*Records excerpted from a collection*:
________________________

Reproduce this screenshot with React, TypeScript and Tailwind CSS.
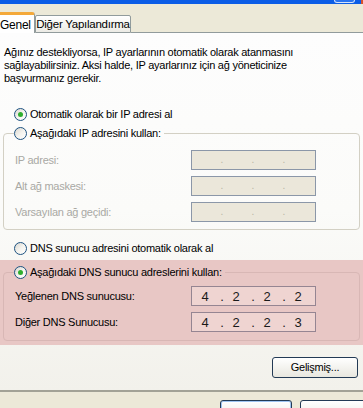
import React from "react";

type IpProps = {
  parts?: string[];
  tinted?: boolean;
};

function IpBox({ parts, tinted = false }: IpProps) {
  const cells = parts ?? ["", "", "", ""];
  return (
    <div
      className={
        tinted
          ? "flex h-[20px] w-[125px] items-center border border-[#958592] bg-[#efd4d1] pl-[9px] text-[13px] tracking-normal text-[#1a1a1a]"
          : "flex h-[20px] w-[125px] items-center border border-[#8b97a8] bg-[#ebe7da] pl-[9px] text-[10px] tracking-normal text-[#b9b5a6]"
      }
    >
      {cells.map((c, i) => (
        <React.Fragment key={i}>
          <span className="w-[8px] text-center leading-none">{c}</span>
          {i < 3 && <span className="ml-[11px] mr-[8px] w-[4px] text-center leading-none">.</span>}
        </React.Fragment>
      ))}
    </div>
  );
}

function Radio({ checked = false }: { checked?: boolean }) {
  return (
    <span className="flex h-[13px] w-[13px] shrink-0 items-center justify-center rounded-full border border-[#1d5281] bg-gradient-to-br from-[#d8d6cf] via-[#f4f3ee] to-white">
      {checked && <span className="h-[5px] w-[5px] rounded-full bg-[#2fae2f]" />}
    </span>
  );
}

function Field({ label, disabled, parts }: { label: string; disabled?: boolean; parts?: string[] }) {
  return (
    <div className="flex h-[20px] items-center">
      <span className={`w-[187px] pl-[11px] ${disabled ? "text-[#a9a9a4]" : "text-black"}`}>{label}</span>
      <IpBox parts={parts} tinted={!disabled} />
    </div>
  );
}

export default function App() {
  return (
    <div className="flex h-[408px] w-[363px] flex-col overflow-hidden bg-[#ece9d8] font-['Liberation_Sans',Arial,sans-serif] text-[11px] tracking-[-0.25px] text-black">
      {/* title bar edge */}
      <div className="flex h-[4px] shrink-0 justify-end bg-[#0b5de6]">
        <div className="mr-[6px] h-[3px] w-[21px] rounded-b-[3px] border-x border-b border-white/80 bg-[#2a74f0]" />
        <div className="h-[4px] w-[2px] bg-[#d8502a]" />
      </div>

      {/* tabs */}
      <div className="flex h-[29px] shrink-0 items-end">
        <div className="ml-[-9px] flex h-[21px] w-[44px] items-center rounded-t-[3px] border-x border-t-[3px] border-x-[#919b9c] border-t-[#f4a93a] bg-white pl-[8px] pt-[1px] text-[12px]">
          Genel
        </div>
        <div className="flex h-[18px] w-[96px] items-center justify-center whitespace-nowrap rounded-t-[2px] border border-[#919b9c] bg-gradient-to-b from-white to-[#ecebe5] pt-[1px] text-[11.5px]">
          Diğer Yapılandırma
        </div>
        <div className="h-[1px] flex-1 bg-[#919b9c]" />
      </div>

      {/* panel */}
      <div className="flex h-[357px] shrink-0 flex-col bg-gradient-to-b from-[#fdfdfd] via-[#fbfbf9] to-[#f2f1eb]">
        <p className="pl-[4px] pt-[13px] text-[11px] leading-[13px]">
          Ağınız destekliyorsa, IP ayarlarının otomatik olarak atanmasını
          <br />
          sağlayabilirsiniz. Aksi halde, IP ayarlarınız için ağ yöneticinize
          <br />
          başvurmanız gerekir.
        </p>

        <label className="ml-[14px] mt-[21px] flex h-[16px] items-center gap-[3px]">
          <Radio checked />
          <span>Otomatik olarak bir IP adresi al</span>
        </label>

        <fieldset className="ml-[3px] mt-[3px] w-[357px] rounded-[4px] border border-[#d3d0c4] pb-[7px]">
          <legend className="ml-[10px] flex h-[16px] items-center gap-[3px] pr-[3px]">
            <Radio />
            <span>Aşağıdaki IP adresini kullan:</span>
          </legend>
          <div className="mt-[9px] flex flex-col gap-[6px]">
            <Field label="IP adresi:" disabled />
            <Field label="Alt ağ maskesi:" disabled />
            <Field label="Varsayılan ağ geçidi:" disabled />
          </div>
        </fieldset>

        <label className="ml-[14px] mt-[10px] flex h-[16px] items-center gap-[3px]">
          <Radio />
          <span>DNS sunucu adresini otomatik olarak al</span>
        </label>

        <div className="mt-[4px] bg-[#e8c7c5] pb-[4px] pt-[4px]">
          <fieldset className="ml-[3px] w-[357px] rounded-[4px] border border-[#d8b7b5] pb-[8px]">
            <legend className="ml-[10px] flex h-[16px] items-center gap-[3px] pr-[3px]">
              <Radio checked />
              <span>Aşağıdaki DNS sunucu adreslerini kullan:</span>
            </legend>
            <div className="mt-[6px] flex flex-col gap-[6px]">
              <Field label="Yeğlenen DNS sunucusu:" parts={["4", "2", "2", "2"]} />
              <Field label="Diğer DNS Sunucusu:" parts={["4", "2", "2", "3"]} />
            </div>
          </fieldset>
        </div>

        <div className="mr-[5px] mt-[12px] flex justify-end">
          <button className="h-[21px] w-[86px] rounded-[3px] border border-[#233a55] bg-gradient-to-b from-white to-[#e8e7df] text-[11px]">
            Gelişmiş...
          </button>
        </div>
      </div>

      {/* bottom bar */}
      <div className="flex min-h-0 flex-1 gap-[8px] overflow-hidden border-t-2 border-t-[#a2a296] pl-[220px] pt-[8px]">
        <button className="h-[23px] w-[72px] shrink-0 rounded-[3px] border border-[#233a55] bg-gradient-to-b from-white to-[#e8e7df] pt-[4px] text-[11px] leading-[14px] shadow-[inset_0_0_0_1px_#9ec4f2]">
          Tamam
        </button>
        <button className="h-[23px] w-[72px] shrink-0 rounded-[3px] border border-[#233a55] bg-gradient-to-b from-white to-[#e8e7df] pt-[4px] text-[11px] leading-[14px]">
          İptal
        </button>
      </div>
    </div>
  );
}
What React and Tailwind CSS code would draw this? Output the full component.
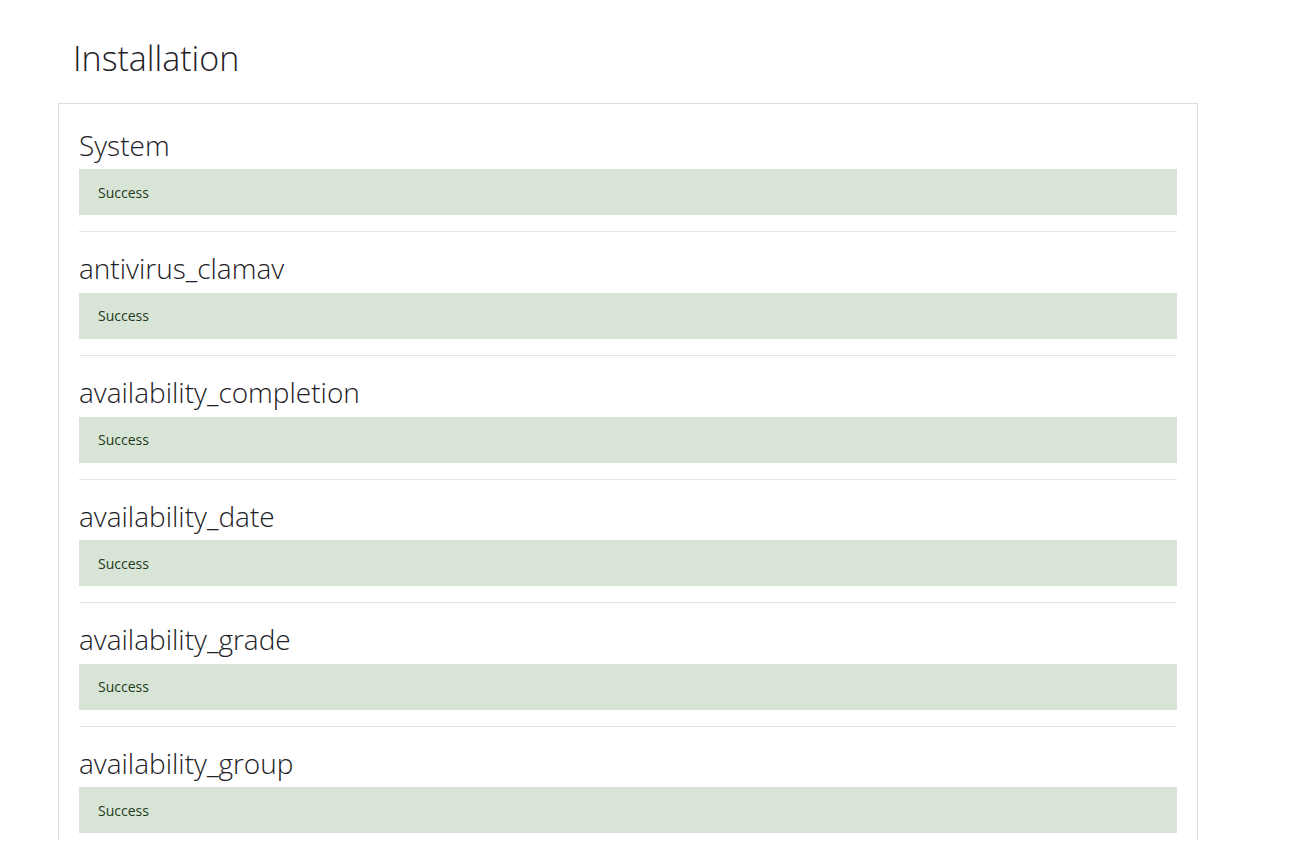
import React from 'react'

const items = [
  'System',
  'antivirus_clamav',
  'availability_completion',
  'availability_date',
  'availability_grade',
  'availability_group',
]

function Item({ name, first }) {
  return (
    <div className={first ? '' : 'border-t border-[#e3e3e3] mt-4 pt-4'}>
      <h3 className="text-[28px] leading-[1.2] font-light text-[#1d2125] mt-1 mb-[7px]">{name}</h3>
      <div className="h-[46px] flex items-center px-[19px] bg-[#d8e4d6] text-[#1c3b1a] text-[14px]">
        Success
      </div>
    </div>
  )
}

export default function App() {
  return (
    <div className="min-h-screen bg-white font-['Open_Sans',sans-serif]">
      <div className="pl-[58px] w-[1198px] pt-[38px]">
        <h2 className="pl-[15px] text-[34px] leading-[1.2] font-light text-[#1d2125] mb-[24px]">Installation</h2>
        <div className="border border-[#dedede] px-5 pt-[21px] pb-5">
          {items.map((n, i) => (
            <Item key={n} name={n} first={i === 0} />
          ))}
        </div>
      </div>
    </div>
  )
}
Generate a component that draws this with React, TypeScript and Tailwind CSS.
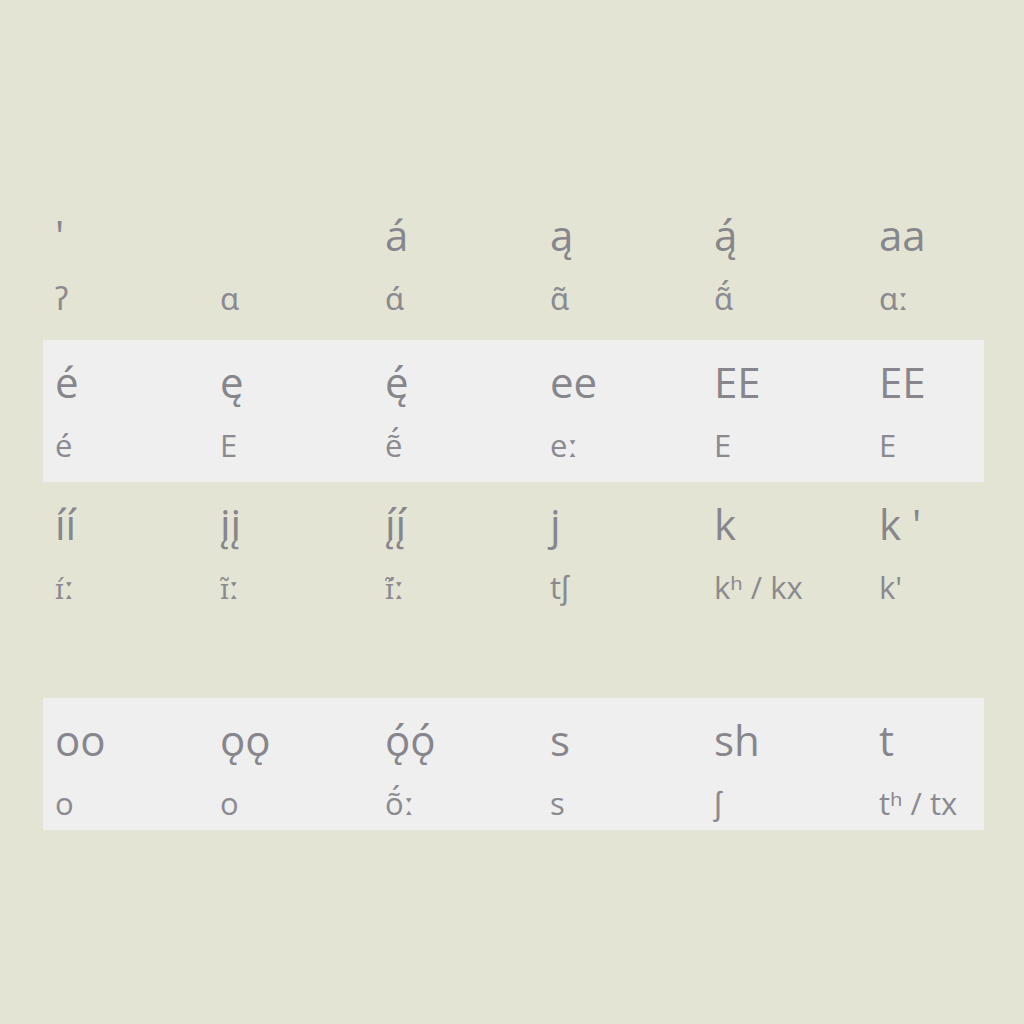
const ROWS: { cells: [string, string][]; band: boolean; h: string }[] = [
  {
    band: false,
    h: "h-[147px]",
    cells: [
      ["'", "ʔ"],
      ["", "ɑ"],
      ["á", "ɑ́"],
      ["ą", "ɑ̃"],
      ["ą́", "ɑ̃́"],
      ["aa", "ɑː"],
    ],
  },
  {
    band: true,
    h: "h-[142px]",
    cells: [
      ["é", "é"],
      ["ę", "E"],
      ["ę́", "ẽ́"],
      ["ee", "eː"],
      ["EE", "E"],
      ["EE", "E"],
    ],
  },
  {
    band: false,
    h: "h-[143px]",
    cells: [
      ["íí", "ɪ́ː"],
      ["įį", "ɪ̃ː"],
      ["į́į́", "ɪ̃́ː"],
      ["j", "tʃ"],
      ["k", "kʰ / kx"],
      ["k '", "k'"],
    ],
  },
];

const LAST: [string, string][] = [
  ["oo", "o"],
  ["ǫǫ", "o"],
  ["ǫ́ǫ́", "ṍː"],
  ["s", "s"],
  ["sh", "ʃ"],
  ["t", "tʰ / tx"],
];

// the small-capital I falls back to a serif face in the original
function Small({ text }: { text: string }) {
  if (!text.startsWith("ɪ")) return <>{text}</>;
  const rest = text.slice(1);
  const marks = rest.replace("ː", "");
  return (
    <>
      <span className="font-['DejaVu_Serif',serif] text-[27px]">{"ɪ" + marks}</span>ː
    </>
  );
}

function Cell({ big, small }: { big: string; small: string }) {
  return (
    <div className="flex flex-col pl-3 pt-[13px]">
      <div className="h-[57px] whitespace-pre text-[42px] leading-[57px] text-[#86868c]">{big}</div>
      <div className="mt-[7px] h-[57px] whitespace-pre text-[31px] leading-[57px] text-[#8a8a90]">
        <Small text={small} />
      </div>
    </div>
  );
}

function Row({ cells, band, h }: { cells: [string, string][]; band: boolean; h: string }) {
  return (
    <div
      className={`grid grid-cols-[165px_165px_165px_164px_165px_1fr] ${h} ${band ? "bg-[#efefef]" : ""}`}
    >
      {cells.map(([big, small], i) => (
        <Cell key={i} big={big} small={small} />
      ))}
    </div>
  );
}

export default function App() {
  return (
    <div className="h-[1024px] w-[1024px] overflow-hidden bg-[#e3e4d3] font-['Open_Sans','Noto_Sans','DejaVu_Sans',sans-serif]">
      <div className="ml-[43px] w-[941px] pt-[193px]">
        {ROWS.map((r, i) => (
          <Row key={i} cells={r.cells} band={r.band} h={r.h} />
        ))}
        <div className="h-[73px]" />
        <Row cells={LAST} band h="h-[132px]" />
      </div>
    </div>
  );
}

________________________

*Instructions for the task*:
Look through the listing above and count the lines where the string "TypeScript" appears. Report the number only.

*Exercise answer*:
2